### What you will do:
What is the number of lines containing the word "this"? Give that number alone.

### Supplied data:
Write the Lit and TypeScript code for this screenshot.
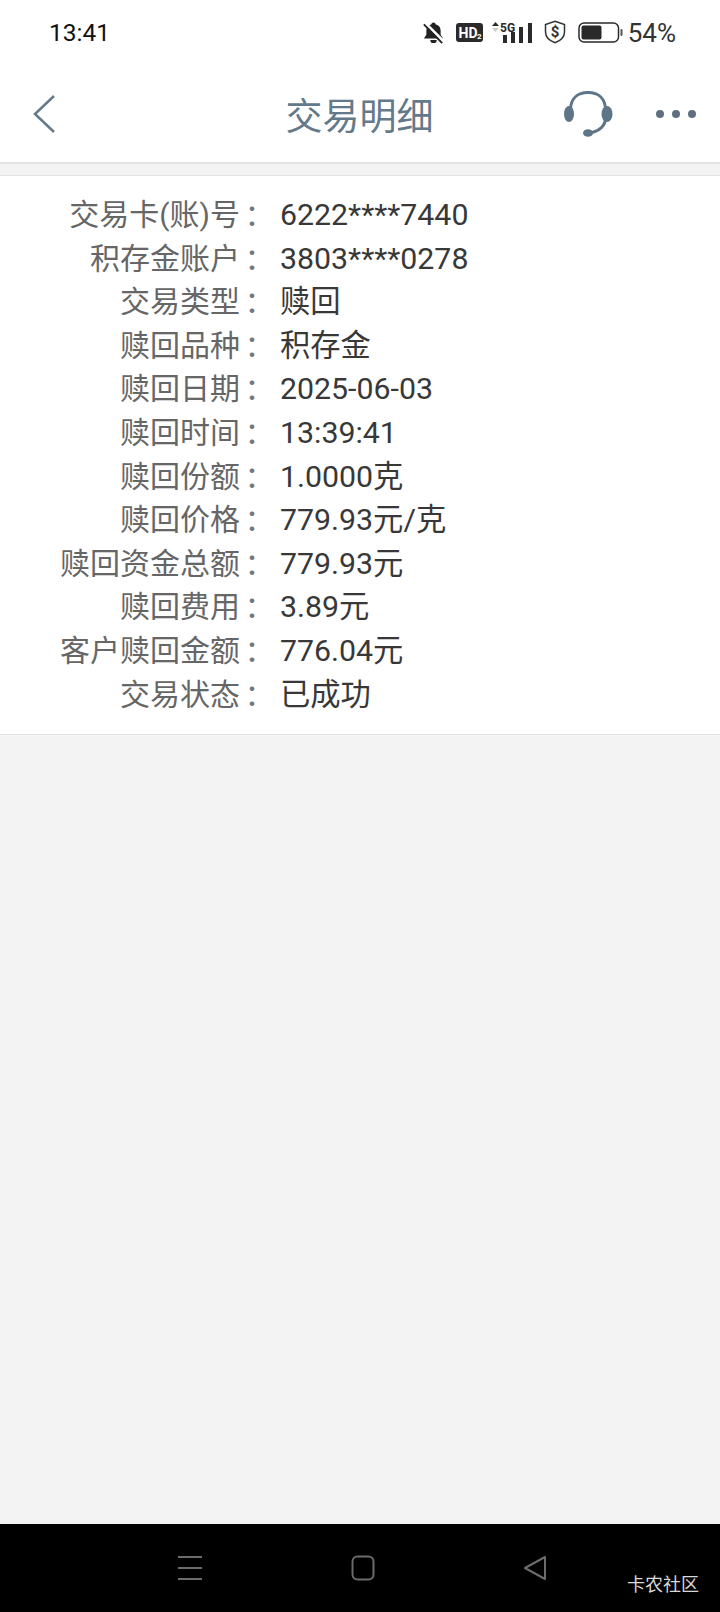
import { LitElement, html, css, svg } from 'lit';
import { customElement } from 'lit/decorators.js';

const ROWS: [string, string][] = [
  ['交易卡(账)号', '6222****7440'],
  ['积存金账户', '3803****0278'],
  ['交易类型', '赎回'],
  ['赎回品种', '积存金'],
  ['赎回日期', '2025-06-03'],
  ['赎回时间', '13:39:41'],
  ['赎回份额', '1.0000克'],
  ['赎回价格', '779.93元/克'],
  ['赎回资金总额', '779.93元'],
  ['赎回费用', '3.89元'],
  ['客户赎回金额', '776.04元'],
  ['交易状态', '已成功'],
];

@customElement('app-root')
export class AppRoot extends LitElement {
  static styles = css`
    :host {
      display: flex;
      flex-direction: column;
      height: 1612px;
      background: #f3f3f3;
      font-family: Roboto, 'Noto Sans CJK SC', sans-serif;
    }
    .status {
      display: flex;
      align-items: center;
      height: 66px;
      padding: 0 44px 0 49px;
      background: #fff;
      color: #222;
      flex-shrink: 0;
    }
    .time {
      font-size: 24.5px;
      color: #111;
      margin-right: auto;
      position: relative;
      top: -1px;
    }
    .status svg {
      display: block;
      flex-shrink: 0;
    }
    .icons {
      display: flex;
      align-items: center;
      gap: 12px;
    }
    .icons .signal {
      margin: -2px -1px 0 -4px;
    }
    .icons .bell,
    .icons .hd,
    .icons .battery {
      margin-top: -1px;
    }
    .icons .shield {
      margin-top: -2px;
    }
    .pct {
      font-size: 26px;
      margin-left: -7px;
      color: #333;
    }
    .header {
      display: flex;
      align-items: center;
      justify-content: space-between;
      height: 98px;
      padding: 0 24px 0 32px;
      background: #fff;
      border-bottom: 2px solid #e4e4e4;
      box-sizing: border-box;
      flex-shrink: 0;
      position: relative;
    }
    .title {
      position: absolute;
      left: 0;
      right: 1px;
      text-align: center;
      font-size: 37px;
      color: #64798a;
    }
    .header-right {
      display: flex;
      align-items: center;
      gap: 43px;
    }
    .strip {
      height: 11px;
      flex-shrink: 0;
    }
    .card {
      background: #fff;
      border-top: 1px solid #e2e2e2;
      border-bottom: 1px solid #e2e2e2;
      padding: 17px 0 18px;
      flex-shrink: 0;
    }
    .row {
      display: flex;
      height: 43.6px;
      line-height: 43.6px;
      font-size: 30px;
      white-space: nowrap;
    }
    .label {
      width: 240px;
      text-align: right;
      color: #666;
    }
    .colon {
      width: 43px;
      margin-left: -3px;
      color: #777;
      font-family: 'Noto Sans CJK TC', sans-serif;
    }
    .value {
      color: #383838;
      font-size: 30.3px;
    }
    .spacer {
      flex: 1;
    }
    .nav {
      height: 88px;
      background: #000;
      flex-shrink: 0;
      position: relative;
      display: flex;
      justify-content: center;
      align-items: center;
      gap: 148px;
      padding-left: 3px;
      box-sizing: border-box;
    }
    .watermark {
      position: absolute;
      right: 21px;
      top: 49px;
      font-size: 18px;
      line-height: 24px;
      color: #d8d8d8;
    }
  `;

  private renderBell() {
    return html`<svg class="bell" width="21" height="22" viewBox="0 0 22 24" fill="#222">
      <path d="M11 .500c1.300 0 2.200.9 2.200 2 3.800.9 5.600 3.600 5.600 7v4.500l2.700 4H.500l2.700-4V9.500c0-3.400 1.800-6.100 5.600-7 0-1.100.900-2 2.200-2z"/>
      <path d="M7.500 19.500h7a3.500 3.500 0 0 1-7 0z"/>
      <path d="M2.500 1.500 22 21" stroke="#fff" stroke-width="3"/>
      <path d="M.500 2.500 20.500 23" stroke="#222" stroke-width="2"/>
    </svg>`;
  }

  private renderHd() {
    return html`<svg class="hd" width="27" height="19" viewBox="0 0 27 19">
      <rect width="27" height="19" rx="3" fill="#2a2a2a"/>
      <text x="2.500" y="14.500" font-family="Roboto" font-weight="700" font-size="14" fill="#fff">HD</text>
      <text x="21" y="15.500" font-family="Roboto" font-weight="700" font-size="8" fill="#fff">2</text>
    </svg>`;
  }

  private renderSignal() {
    return html`<svg class="signal" width="42" height="22" viewBox="0 0 42 22" fill="#2a2a2a">
      <path d="M1 5 4.500 1 8 5z"/>
      <path d="M1 7 4.500 11 8 7z" fill="#ccc"/>
      <text x="9" y="10.500" font-family="Roboto" font-weight="700" font-size="12">5G</text>
      <rect x="12" y="14" width="4" height="8"/>
      <rect x="20" y="11" width="4" height="11"/>
      <rect x="28" y="6" width="4" height="16"/>
      <rect x="37" y="2" width="4" height="20"/>
    </svg>`;
  }

  private renderShield() {
    return html`<svg class="shield" width="22" height="24" viewBox="0 0 22 24" fill="none">
      <path d="M11 1.200 20.500 4.500v7.500c0 5-4 8.700-9.500 10.800C5.500 20.700 1.500 17 1.500 12V4.500z" stroke="#333" stroke-width="1.500"/>
      <text x="11" y="17" text-anchor="middle" font-family="Roboto" font-weight="700" font-size="15" fill="#333">$</text>
    </svg>`;
  }

  private renderBattery() {
    return html`<svg class="battery" width="45" height="21" viewBox="0 0 45 21">
      <rect x="1" y="1" width="39.500" height="19" rx="5" fill="none" stroke="#2a2a2a" stroke-width="1.500"/>
      <rect x="3.500" y="3.500" width="20" height="14" rx="2" fill="#2a2a2a"/>
      <rect x="42.500" y="7" width="2" height="7" rx="1" fill="#555"/>
    </svg>`;
  }

  private renderHeadset() {
    return svg`<svg width="50" height="48" viewBox="0 0 50 48" fill="none">
      <path d="M7.500 19C8 9 14 2.500 25 2.500S42 9 42.500 19v9c0 7-5.500 13-13.500 14.500" stroke="#5e7587" stroke-width="3"/>
      <ellipse cx="6" cy="24" rx="5" ry="8" fill="#5e7587"/>
      <ellipse cx="44" cy="24" rx="5.500" ry="8" fill="#5e7587"/>
      <ellipse cx="25" cy="43" rx="5" ry="3.800" fill="#5e7587"/>
    </svg>`;
  }

  render() {
    return html`
      <div class="status">
        <span class="time">13:41</span>
        <div class="icons">
          ${this.renderBell()} ${this.renderHd()} ${this.renderSignal()}
          ${this.renderShield()} ${this.renderBattery()}
          <span class="pct">54%</span>
        </div>
      </div>
      <div class="header">
        <svg width="24" height="40" viewBox="0 0 24 40" fill="none">
          <path d="M22 2 3 20l19 18" stroke="#64798a" stroke-width="2.500"/>
        </svg>
        <span class="title">交易明细</span>
        <div class="header-right">
          ${this.renderHeadset()}
          <svg width="40" height="10" viewBox="0 0 40 10" fill="#5f6f7d">
            <circle cx="4" cy="5" r="4"/>
            <circle cx="20" cy="5" r="4"/>
            <circle cx="36" cy="5" r="4"/>
          </svg>
        </div>
      </div>
      <div class="strip"></div>
      <div class="card">
        ${ROWS.map(
          ([label, value]) => html`
            <div class="row">
              <span class="label">${label}</span>
              <span class="colon">：</span>
              <span class="value">${value}</span>
            </div>
          `
        )}
      </div>
      <div class="spacer"></div>
      <div class="nav">
        <svg width="26" height="26" viewBox="0 0 26 26" stroke="#6b6b6b" stroke-width="2">
          <path d="M1 2h24M1 13h24M1 24h24"/>
        </svg>
        <svg width="24" height="26" viewBox="0 0 24 26" fill="none" stroke="#6b6b6b" stroke-width="2">
          <rect x="1.500" y="1.500" width="21" height="23" rx="5"/>
        </svg>
        <svg width="24" height="26" viewBox="0 0 24 26" fill="none" stroke="#6b6b6b" stroke-width="2" stroke-linejoin="round">
          <path d="M22 2v22L2 13z"/>
        </svg>
        <span class="watermark">卡农社区</span>
      </div>
    `;
  }
}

### Written solution:
4